** Given instruction **
Drop the pictures, then extract the listing word for word.

** Dataset content **

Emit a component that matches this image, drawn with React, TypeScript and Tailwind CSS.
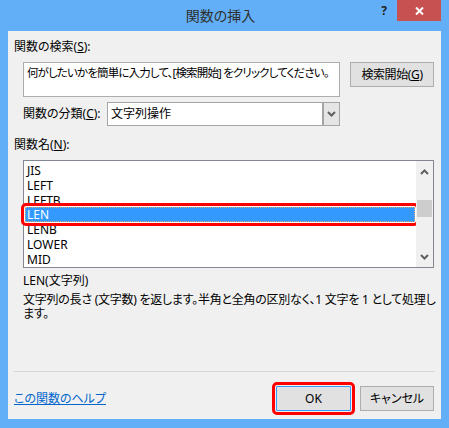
import React from "react";

const FONT = "[font-family:'Noto_Sans','Noto_Sans_CJK_JP',sans-serif] [font-feature-settings:'palt']";

const functions = ["JIS", "LEFT", "LEFTB", "LEN", "LENB", "LOWER", "MID"];

function ChevronDown({ className = "" }: { className?: string }) {
  return (
    <svg width="9" height="6" viewBox="0 0 9 6" className={className}>
      <polyline points="1,1 4.5,4.5 8,1" fill="none" stroke="#606060" strokeWidth="2" />
    </svg>
  );
}

function ChevronUp({ className = "" }: { className?: string }) {
  return (
    <svg width="9" height="6" viewBox="0 0 9 6" className={className}>
      <polyline points="1,5 4.5,1.5 8,5" fill="none" stroke="#606060" strokeWidth="2" />
    </svg>
  );
}

function Button({
  children,
  primary = false,
  className = "",
}: {
  children: React.ReactNode;
  primary?: boolean;
  className?: string;
}) {
  return (
    <div
      className={`flex items-center justify-center bg-[#e1e1e1] border text-[12px] text-[#000] whitespace-nowrap ${
        primary ? "border-[#3399ff]" : "border-[#adadad]"
      } ${className}`}
    >
      {children}
    </div>
  );
}

export default function App() {
  return (
    <div className={`w-[449px] h-[428px] bg-[#63aff7] flex flex-col ${FONT}`}>
      {/* title bar */}
      <div className="h-[31px] flex items-start shrink-0">
        <div className="flex-1" />
        <div className="h-[31px] leading-[31px] text-[14px] text-[#2f2f2f]">関数の挿入</div>
        <div className="flex-1 flex justify-end pr-[8px]">
          <div className="w-[26px] h-[21px] flex items-center justify-center text-[12px] font-bold text-[#222]">
            ?
          </div>
          <div className="w-[44px] h-[21px] bg-[#c75050] flex items-center justify-center">
            <svg width="9" height="8" viewBox="0 0 9 8">
              <path d="M1 0.5 L8 7.5 M8 0.5 L1 7.5" stroke="#fff" strokeWidth="2" />
            </svg>
          </div>
        </div>
      </div>

      {/* dialog body */}
      <div className="mx-[8px] h-[388px] bg-[#f0f0f0] flex flex-col px-[6px] pt-[8px] text-[12px] text-[#000]">
        <div className="h-[16px] leading-[16px]">
          関数の検索(<u>S</u>):
        </div>

        <div className="mt-[7px] pl-[9px] flex items-start gap-[10px]">
          <div className="w-[317px] h-[35px] bg-white border border-[#abadb3] px-[3px] pt-[2px] leading-[16px] whitespace-nowrap overflow-hidden text-[11.5px] tracking-[-0.85px]">
            何がしたいかを簡単に入力して、[検索開始] をクリックしてください。
          </div>
          <Button className="w-[84px] h-[25px] tracking-[-0.4px]">
            検索開始(<u>G</u>)
          </Button>
        </div>

        <div className="mt-[5px] pl-[9px] flex items-center">
          <div className="w-[84px] leading-[16px] whitespace-nowrap">
            関数の分類(<u>C</u>):
          </div>
          <div className="w-[233px] h-[24px] bg-white border border-[#a5a5a5] flex">
            <div className="flex-1 pl-[3px] leading-[22px]">文字列操作</div>
            <div className="w-[17px] bg-[#e5e5e5] border-l-2 border-[#a5a5a5] flex items-center justify-center">
              <ChevronDown />
            </div>
          </div>
        </div>

        <div className="mt-[11px] h-[16px] leading-[16px]">
          関数名(<u>N</u>):
        </div>

        <div className="mt-[7px] ml-[9px] w-[411px] h-[108px] bg-white border border-[#828790] flex">
          <div className="flex-1 pt-[2px]">
            {functions.map((name) =>
              name === "LEN" ? (
                <div
                  key={name}
                  className="mx-[1px] h-[14.8px] leading-[13px] pl-[1px] bg-[#3399ff] text-white border border-dotted border-[#d9a86c] rounded-[1px] outline-[3px] outline-solid outline-[#ff0000] outline-offset-[1px]"
                >
                  {name}
                </div>
              ) : (
                <div key={name} className="mx-[1px] h-[14.8px] leading-[13px] pl-[1px] border border-transparent">
                  {name}
                </div>
              )
            )}
          </div>
          <div className="w-[17px] bg-[#f0f0f0] flex flex-col items-center">
            <div className="h-[17px] flex items-center justify-center mt-[2px]">
              <ChevronUp />
            </div>
            <div className="flex-1 w-full px-[1px]">
              <div className="mt-[20px] h-[17px] bg-[#cdcdcd]" />
            </div>
            <div className="h-[17px] flex items-center justify-center mb-[2px]">
              <ChevronDown />
            </div>
          </div>
        </div>

        <div className="mt-[5px] pl-[9px] leading-[16px]">LEN(文字列)</div>
        <div className="mt-[4px] pl-[9px] leading-[14px] whitespace-nowrap tracking-[-0.25px]">
          文字列の長さ (文字数) を返します。半角と全角の区別なく、1 文字を 1 として処理し
          <br />
          ます。
        </div>

        <div className="mt-[50px] h-px bg-[#d5d5d5]" />

        <div className="mt-[14px] flex items-center pr-[1px]">
          <div className="flex-1 text-[#0066cc] underline leading-[16px]">この関数のヘルプ</div>
          <Button primary className="w-[75px] h-[25px] rounded-[1px] outline-[3px] outline-solid outline-[#ff0000] outline-offset-[1px]">
            OK
          </Button>
          <Button className="ml-[9px] w-[74px] h-[25px]">キャンセル</Button>
        </div>
      </div>
    </div>
  );
}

** Response to this task **
Emit a component that matches this image, drawn with React, TypeScript and Tailwind CSS.
import React from "react";

const FONT = "[font-family:'Noto_Sans','Noto_Sans_CJK_JP',sans-serif] [font-feature-settings:'palt']";

const functions = ["JIS", "LEFT", "LEFTB", "LEN", "LENB", "LOWER", "MID"];

function ChevronDown({ className = "" }: { className?: string }) {
  return (
    <svg width="9" height="6" viewBox="0 0 9 6" className={className}>
      <polyline points="1,1 4.5,4.5 8,1" fill="none" stroke="#606060" strokeWidth="2" />
    </svg>
  );
}

function ChevronUp({ className = "" }: { className?: string }) {
  return (
    <svg width="9" height="6" viewBox="0 0 9 6" className={className}>
      <polyline points="1,5 4.5,1.5 8,5" fill="none" stroke="#606060" strokeWidth="2" />
    </svg>
  );
}

function Button({
  children,
  primary = false,
  className = "",
}: {
  children: React.ReactNode;
  primary?: boolean;
  className?: string;
}) {
  return (
    <div
      className={`flex items-center justify-center bg-[#e1e1e1] border text-[12px] text-[#000] whitespace-nowrap ${
        primary ? "border-[#3399ff]" : "border-[#adadad]"
      } ${className}`}
    >
      {children}
    </div>
  );
}

export default function App() {
  return (
    <div className={`w-[449px] h-[428px] bg-[#63aff7] flex flex-col ${FONT}`}>
      {/* title bar */}
      <div className="h-[31px] flex items-start shrink-0">
        <div className="flex-1" />
        <div className="h-[31px] leading-[31px] text-[14px] text-[#2f2f2f]">関数の挿入</div>
        <div className="flex-1 flex justify-end pr-[8px]">
          <div className="w-[26px] h-[21px] flex items-center justify-center text-[12px] font-bold text-[#222]">
            ?
          </div>
          <div className="w-[44px] h-[21px] bg-[#c75050] flex items-center justify-center">
            <svg width="9" height="8" viewBox="0 0 9 8">
              <path d="M1 0.5 L8 7.5 M8 0.5 L1 7.5" stroke="#fff" strokeWidth="2" />
            </svg>
          </div>
        </div>
      </div>

      {/* dialog body */}
      <div className="mx-[8px] h-[388px] bg-[#f0f0f0] flex flex-col px-[6px] pt-[8px] text-[12px] text-[#000]">
        <div className="h-[16px] leading-[16px]">
          関数の検索(<u>S</u>):
        </div>

        <div className="mt-[7px] pl-[9px] flex items-start gap-[10px]">
          <div className="w-[317px] h-[35px] bg-white border border-[#abadb3] px-[3px] pt-[2px] leading-[16px] whitespace-nowrap overflow-hidden text-[11.5px] tracking-[-0.85px]">
            何がしたいかを簡単に入力して、[検索開始] をクリックしてください。
          </div>
          <Button className="w-[84px] h-[25px] tracking-[-0.4px]">
            検索開始(<u>G</u>)
          </Button>
        </div>

        <div className="mt-[5px] pl-[9px] flex items-center">
          <div className="w-[84px] leading-[16px] whitespace-nowrap">
            関数の分類(<u>C</u>):
          </div>
          <div className="w-[233px] h-[24px] bg-white border border-[#a5a5a5] flex">
            <div className="flex-1 pl-[3px] leading-[22px]">文字列操作</div>
            <div className="w-[17px] bg-[#e5e5e5] border-l-2 border-[#a5a5a5] flex items-center justify-center">
              <ChevronDown />
            </div>
          </div>
        </div>

        <div className="mt-[11px] h-[16px] leading-[16px]">
          関数名(<u>N</u>):
        </div>

        <div className="mt-[7px] ml-[9px] w-[411px] h-[108px] bg-white border border-[#828790] flex">
          <div className="flex-1 pt-[2px]">
            {functions.map((name) =>
              name === "LEN" ? (
                <div
                  key={name}
                  className="mx-[1px] h-[14.8px] leading-[13px] pl-[1px] bg-[#3399ff] text-white border border-dotted border-[#d9a86c] rounded-[1px] outline-[3px] outline-solid outline-[#ff0000] outline-offset-[1px]"
                >
                  {name}
                </div>
              ) : (
                <div key={name} className="mx-[1px] h-[14.8px] leading-[13px] pl-[1px] border border-transparent">
                  {name}
                </div>
              )
            )}
          </div>
          <div className="w-[17px] bg-[#f0f0f0] flex flex-col items-center">
            <div className="h-[17px] flex items-center justify-center mt-[2px]">
              <ChevronUp />
            </div>
            <div className="flex-1 w-full px-[1px]">
              <div className="mt-[20px] h-[17px] bg-[#cdcdcd]" />
            </div>
            <div className="h-[17px] flex items-center justify-center mb-[2px]">
              <ChevronDown />
            </div>
          </div>
        </div>

        <div className="mt-[5px] pl-[9px] leading-[16px]">LEN(文字列)</div>
        <div className="mt-[4px] pl-[9px] leading-[14px] whitespace-nowrap tracking-[-0.25px]">
          文字列の長さ (文字数) を返します。半角と全角の区別なく、1 文字を 1 として処理し
          <br />
          ます。
        </div>

        <div className="mt-[50px] h-px bg-[#d5d5d5]" />

        <div className="mt-[14px] flex items-center pr-[1px]">
          <div className="flex-1 text-[#0066cc] underline leading-[16px]">この関数のヘルプ</div>
          <Button primary className="w-[75px] h-[25px] rounded-[1px] outline-[3px] outline-solid outline-[#ff0000] outline-offset-[1px]">
            OK
          </Button>
          <Button className="ml-[9px] w-[74px] h-[25px]">キャンセル</Button>
        </div>
      </div>
    </div>
  );
}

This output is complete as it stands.